Mr Mann said: “I called for a parliamentary inquiry into Network Rail following a young girl’s death in Bassetlaw in 2012 because it was clear that hundreds of crossings throughout the country were unsafe, and Network Rail was failing to deal with the problem.

“I welcome today’s report as a step in the right direction. Network Rail must honour its obligation to serious improve rail crossings, and the Office of Rail Regulation must heed the committee’s call for it to “improve its grip” on overseeing Network Rail’s work.

“I expect the Office of Rail Regulation to now fully consider prosecuting Network Rail, and Emma’s family is due a full apology.
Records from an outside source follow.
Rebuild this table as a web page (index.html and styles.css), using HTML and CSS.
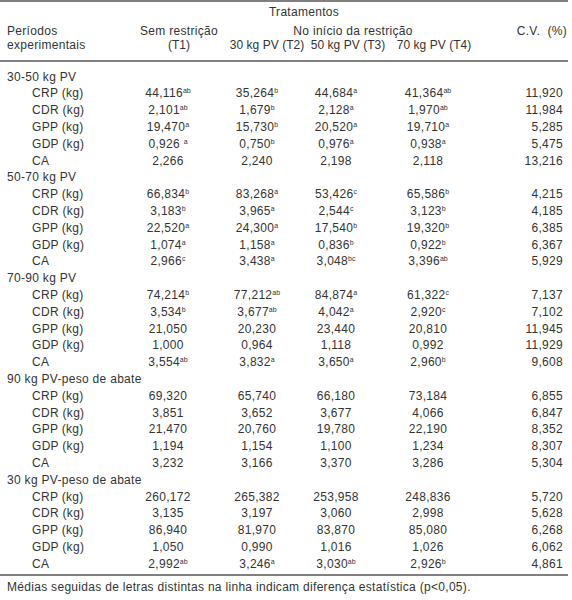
FILE: index.html
```html
<!DOCTYPE html>
<html lang="pt">
<head>
<meta charset="utf-8">
<title>Tabela</title>
<link rel="stylesheet" href="styles.css">
</head>
<body>
<table class="tbl">
<colgroup>
<col class="c0"><col class="c1"><col class="c2"><col class="c3"><col class="c4"><col class="c5">
</colgroup>
<thead>
<tr class="h1"><th></th><th colspan="4" class="ctr">Tratamentos</th><th></th></tr>
<tr class="h2"><th class="lab" rowspan="2">Períodos<br>experimentais</th><th class="ctr">Sem restrição</th><th colspan="3" class="ctr">No início da restrição</th><th class="cv">C.V.&nbsp; (%)</th></tr>
<tr class="h3"><th class="ctr">(T1)</th><th class="ctr">30 kg PV (T2)</th><th class="ctr">50 kg PV (T3)</th><th class="ctr">70 kg PV (T4)</th><th></th></tr>
</thead>
<tbody>
<tr class="first"><td class="sec" colspan="6">30-50 kg PV</td></tr>
<tr><td class="sub">CRP (kg)</td><td class="v1">44,116<sup>ab</sup></td><td class="v2">35,264<sup>b</sup></td><td class="v3">44,684<sup>a</sup></td><td class="v4">41,364<sup>ab</sup></td><td class="cv">11,920</td></tr>
<tr><td class="sub">CDR (kg)</td><td class="v1">2,101<sup>ab</sup></td><td class="v2">1,679<sup>b</sup></td><td class="v3">2,128<sup>a</sup></td><td class="v4">1,970<sup>ab</sup></td><td class="cv">11,984</td></tr>
<tr><td class="sub">GPP (kg)</td><td class="v1">19,470<sup>a</sup></td><td class="v2">15,730<sup>b</sup></td><td class="v3">20,520<sup>a</sup></td><td class="v4">19,710<sup>a</sup></td><td class="cv">5,285</td></tr>
<tr><td class="sub">GDP (kg)</td><td class="v1">0,926 <sup>a</sup></td><td class="v2">0,750<sup>b</sup></td><td class="v3">0,976<sup>a</sup></td><td class="v4">0,938<sup>a</sup></td><td class="cv">5,475</td></tr>
<tr><td class="sub">CA</td><td class="v1">2,266</td><td class="v2">2,240</td><td class="v3">2,198</td><td class="v4">2,118</td><td class="cv">13,216</td></tr>
<tr><td class="sec" colspan="6">50-70 kg PV</td></tr>
<tr><td class="sub">CRP (kg)</td><td class="v1">66,834<sup>b</sup></td><td class="v2">83,268<sup>a</sup></td><td class="v3">53,426<sup>c</sup></td><td class="v4">65,586<sup>b</sup></td><td class="cv">4,215</td></tr>
<tr><td class="sub">CDR (kg)</td><td class="v1">3,183<sup>b</sup></td><td class="v2">3,965<sup>a</sup></td><td class="v3">2,544<sup>c</sup></td><td class="v4">3,123<sup>b</sup></td><td class="cv">4,185</td></tr>
<tr><td class="sub">GPP (kg)</td><td class="v1">22,520<sup>a</sup></td><td class="v2">24,300<sup>a</sup></td><td class="v3">17,540<sup>b</sup></td><td class="v4">19,320<sup>b</sup></td><td class="cv">6,385</td></tr>
<tr><td class="sub">GDP (kg)</td><td class="v1">1,074<sup>a</sup></td><td class="v2">1,158<sup>a</sup></td><td class="v3">0,836<sup>b</sup></td><td class="v4">0,922<sup>b</sup></td><td class="cv">6,367</td></tr>
<tr><td class="sub">CA</td><td class="v1">2,966<sup>c</sup></td><td class="v2">3,438<sup>a</sup></td><td class="v3">3,048<sup>bc</sup></td><td class="v4">3,396<sup>ab</sup></td><td class="cv">5,929</td></tr>
<tr><td class="sec" colspan="6">70-90 kg PV</td></tr>
<tr><td class="sub">CRP (kg)</td><td class="v1">74,214<sup>b</sup></td><td class="v2">77,212<sup>ab</sup></td><td class="v3">84,874<sup>a</sup></td><td class="v4">61,322<sup>c</sup></td><td class="cv">7,137</td></tr>
<tr><td class="sub">CDR (kg)</td><td class="v1">3,534<sup>b</sup></td><td class="v2">3,677<sup>ab</sup></td><td class="v3">4,042<sup>a</sup></td><td class="v4">2,920<sup>c</sup></td><td class="cv">7,102</td></tr>
<tr><td class="sub">GPP (kg)</td><td class="v1">21,050</td><td class="v2">20,230</td><td class="v3">23,440</td><td class="v4">20,810</td><td class="cv">11,945</td></tr>
<tr><td class="sub">GDP (kg)</td><td class="v1">1,000</td><td class="v2">0,964</td><td class="v3">1,118</td><td class="v4">0,992</td><td class="cv">11,929</td></tr>
<tr><td class="sub">CA</td><td class="v1">3,554<sup>ab</sup></td><td class="v2">3,832<sup>a</sup></td><td class="v3">3,650<sup>a</sup></td><td class="v4">2,960<sup>b</sup></td><td class="cv">9,608</td></tr>
<tr><td class="sec" colspan="6">90 kg PV-peso de abate</td></tr>
<tr><td class="sub">CRP (kg)</td><td class="v1">69,320</td><td class="v2">65,740</td><td class="v3">66,180</td><td class="v4">73,184</td><td class="cv">6,855</td></tr>
<tr><td class="sub">CDR (kg)</td><td class="v1">3,851</td><td class="v2">3,652</td><td class="v3">3,677</td><td class="v4">4,066</td><td class="cv">6,847</td></tr>
<tr><td class="sub">GPP (kg)</td><td class="v1">21,470</td><td class="v2">20,760</td><td class="v3">19,780</td><td class="v4">22,190</td><td class="cv">8,352</td></tr>
<tr><td class="sub">GDP (kg)</td><td class="v1">1,194</td><td class="v2">1,154</td><td class="v3">1,100</td><td class="v4">1,234</td><td class="cv">8,307</td></tr>
<tr><td class="sub">CA</td><td class="v1">3,232</td><td class="v2">3,166</td><td class="v3">3,370</td><td class="v4">3,286</td><td class="cv">5,304</td></tr>
<tr><td class="sec" colspan="6">30 kg PV-peso de abate</td></tr>
<tr><td class="sub">CRP (kg)</td><td class="v1">260,172</td><td class="v2">265,382</td><td class="v3">253,958</td><td class="v4">248,836</td><td class="cv">5,720</td></tr>
<tr><td class="sub">CDR (kg)</td><td class="v1">3,135</td><td class="v2">3,197</td><td class="v3">3,060</td><td class="v4">2,998</td><td class="cv">5,628</td></tr>
<tr><td class="sub">GPP (kg)</td><td class="v1">86,940</td><td class="v2">81,970</td><td class="v3">83,870</td><td class="v4">85,080</td><td class="cv">6,268</td></tr>
<tr><td class="sub">GDP (kg)</td><td class="v1">1,050</td><td class="v2">0,990</td><td class="v3">1,016</td><td class="v4">1,026</td><td class="cv">6,062</td></tr>
<tr class="last"><td class="sub">CA</td><td class="v1">2,992<sup>ab</sup></td><td class="v2">3,246<sup>a</sup></td><td class="v3">3,030<sup>ab</sup></td><td class="v4">2,926<sup>b</sup></td><td class="cv">4,861</td></tr>
</tbody>
</table>
<p class="note">Médias seguidas de letras distintas na linha indicam diferença estatística (p&lt;0,05).</p>
</body>
</html>
```
FILE: styles.css
```css
html, body {
  margin: 0;
  padding: 0;
  background: #ffffff;
}
body {
  font-family: "Liberation Sans", Arial, sans-serif;
  font-size: 12px;
  letter-spacing: 0.3px;
  color: #333333;
}
.tbl {
  border-collapse: collapse;
  table-layout: fixed;
  width: 568px;
  border-top: 2px solid #808080;
  border-bottom: 2px solid #808080;
}
.c0 { width: 130px; }
.c1 { width: 98px; }
.c2 { width: 78px; }
.c3 { width: 84px; }
.c4 { width: 88px; }
.c5 { width: 90px; }
th, td {
  padding: 0;
  font-weight: normal;
  white-space: nowrap;
}
thead th { line-height: 14px; vertical-align: top; }
.h1 th { height: 21px; padding-top: 3px; box-sizing: border-box; }
.h2 th { padding-top: 2px; }
.h3 th { padding-bottom: 8px; border-bottom: 2px solid #808080; letter-spacing: 0.05px; }
thead .lab { text-align: left; padding-left: 7px; border-bottom: 2px solid #808080; padding-top: 2px; }
.ctr { text-align: center; }
th.cv { text-align: right; padding-right: 1px; }
tbody td { line-height: 16.8px; height: 16.8px; }
.first td { padding-top: 6.6px; }
.last td { padding-bottom: 1px; }
.sec { text-align: left; padding-left: 7px; }
.sub { text-align: left; padding-left: 32px; }
.v1 { text-align: center; padding-right: 22px; }
.v2 { text-align: center; padding-right: 20px; }
.v3 { text-align: center; padding-right: 24px; }
.v4 { text-align: center; padding-right: 12px; }
td.cv { text-align: right; padding-right: 5px; }
sup {
  font-size: 7px;
  line-height: 0;
  vertical-align: 4px;
  letter-spacing: 0;
}
.note {
  margin: 4px 0 0 0;
  padding-left: 7px;
  line-height: 14px;
}
```
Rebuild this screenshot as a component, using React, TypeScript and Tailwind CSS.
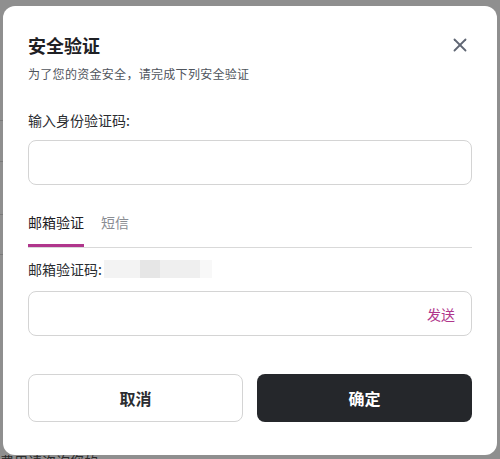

“I would also echo calls from the TSSA rail union and the committee for Network Rail cancel bonuses given to their executives this year, and indeed every year until safety is substantially improved.”

He added: “It would be unacceptable, for example, for the executive in overall charge of safety for the past decade, Robin Gisby, to be paid a £300,000 bonus for simply remaining in post despite this catalogue of failure over level crossing safety. Taxpayers’ money cannot wasted in this way.”

A Rail Accident Investigation Branch report published in September 2013 stated that the lights on the crossing on which Emma Lifsey died were “of an obsolete design that also did not meet the specification.”

Network Rail currently manages 6,500 level crossings on the commercial rail network.